En outre, des recherches d’avant-garde du Centre mondial de ressources sur les infrastructures naturelles et de l’Institut international du développement durable, publiées en mai 2023, quantifient et comparent les avantages économiques, sociaux et environnementaux des approches en matière d’infrastructures grises, vertes et hybrides dans la région. Selon les conclusions de ces recherches, l’option fondée sur la nature présentait un ratio coût-avantages (2,9) beaucoup plus élevé à long terme (25 ans) que l’approche hybride (2,4) ou l’approche traditionnelle liée aux infrastructures grises (1,5).

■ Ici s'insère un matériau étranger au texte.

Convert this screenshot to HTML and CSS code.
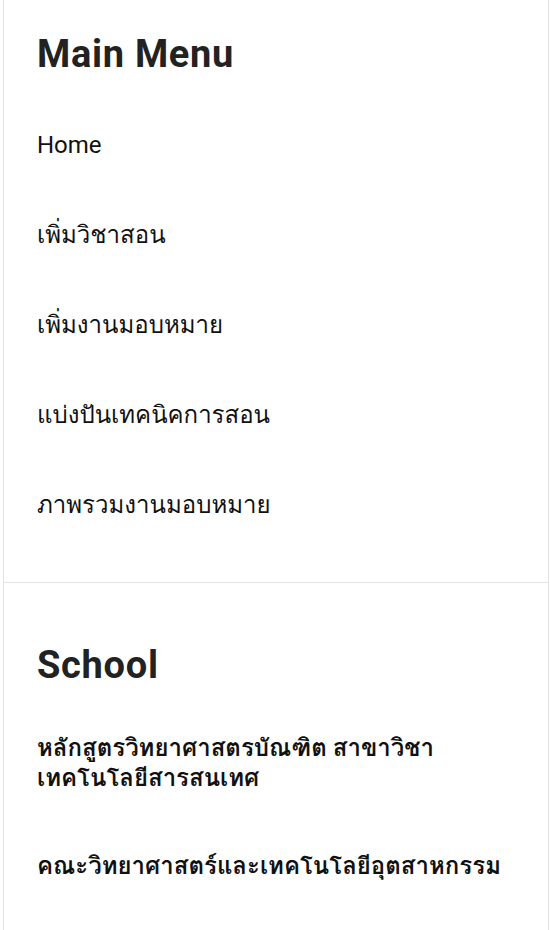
FILE: index.html
```html
<!DOCTYPE html>
<html lang="th">
<head>
<meta charset="utf-8">
<title>Menu</title>
<link rel="stylesheet" href="styles.css">
</head>
<body>
<aside class="sidebar">
  <section class="block block-main">
    <h2 class="block-title">Main Menu</h2>
    <ul class="menu">
      <li class="menu-item"><a href="#">Home</a></li>
      <li class="menu-item"><a href="#">เพิ่มวิชาสอน</a></li>
      <li class="menu-item"><a href="#">เพิ่มงานมอบหมาย</a></li>
      <li class="menu-item"><a href="#">แบ่งปันเทคนิคการสอน</a></li>
      <li class="menu-item"><a href="#">ภาพรวมงานมอบหมาย</a></li>
    </ul>
  </section>
  <section class="block block-school">
    <h2 class="block-title">School</h2>
    <ul class="menu menu-school">
      <li class="menu-item"><a href="#">หลักสูตรวิทยาศาสตรบัณฑิต สาขาวิชา<br>เทคโนโลยีสารสนเทศ</a></li>
      <li class="menu-item"><a href="#">คณะวิทยาศาสตร์และเทคโนโลยีอุตสาหกรรม</a></li>
    </ul>
  </section>
</aside>
</body>
</html>
```
FILE: styles.css
```css
html, body {
  margin: 0;
  padding: 0;
  background: #ffffff;
}

body {
  font-family: Roboto, Waree, Loma, Garuda, "Noto Sans", sans-serif;
  color: #111111;
}

.sidebar {
  margin-left: 3px;
  width: 544px;
  min-height: 930px;
  border-left: 1px solid #e2e2e2;
  border-right: 1px solid #e2e2e2;
  box-sizing: content-box;
}

.block {
  padding: 0 33px;
}

.block-main {
  padding-top: 31px;
  padding-bottom: 32px;
}

.block-school {
  border-top: 1px solid #e2e2e2;
  padding-top: 59px;
}

.block-title {
  margin: 0;
  font-size: 38px;
  line-height: 46px;
  font-weight: 700;
  color: #222222;
  letter-spacing: 0.7px;
}

.menu {
  list-style: none;
  margin: 0;
  padding: 0;
  margin-top: 23px;
}

.menu-item {
  padding: 30px 0;
  font-size: 24px;
  line-height: 30px;
}

.menu-item a {
  color: #111111;
  text-decoration: none;
}

.menu-school {
  margin-top: 15px;
}

.menu-school .menu-item {
  font-weight: 700;
}

.menu-school .menu-item:first-child {
  padding-bottom: 28px;
}
```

Il est important de souligner que ces chiffres n’incluent même pas la valeur des dommages liés aux inondations qui ont été évités ou d’éventuels avantages économiques supplémentaires tels que les recettes de l’écotourisme, qui seraient tous substantiels.
Plusieurs autres avantages de l’approche fondée sur la nature ont été pris en considération, comme l’augmentation de la production agricole et les émissions de carbone évitées. Selon le rapport, la valeur, en matière de stockage du carbone, de l’approche fondée sur la nature, estimée à elle seule à 12,8 millions d’EUR, serait supérieure à son coût de mise en œuvre (6,8 millions d’EUR) et à celui de l’approche hybride (9,3 millions d’EUR).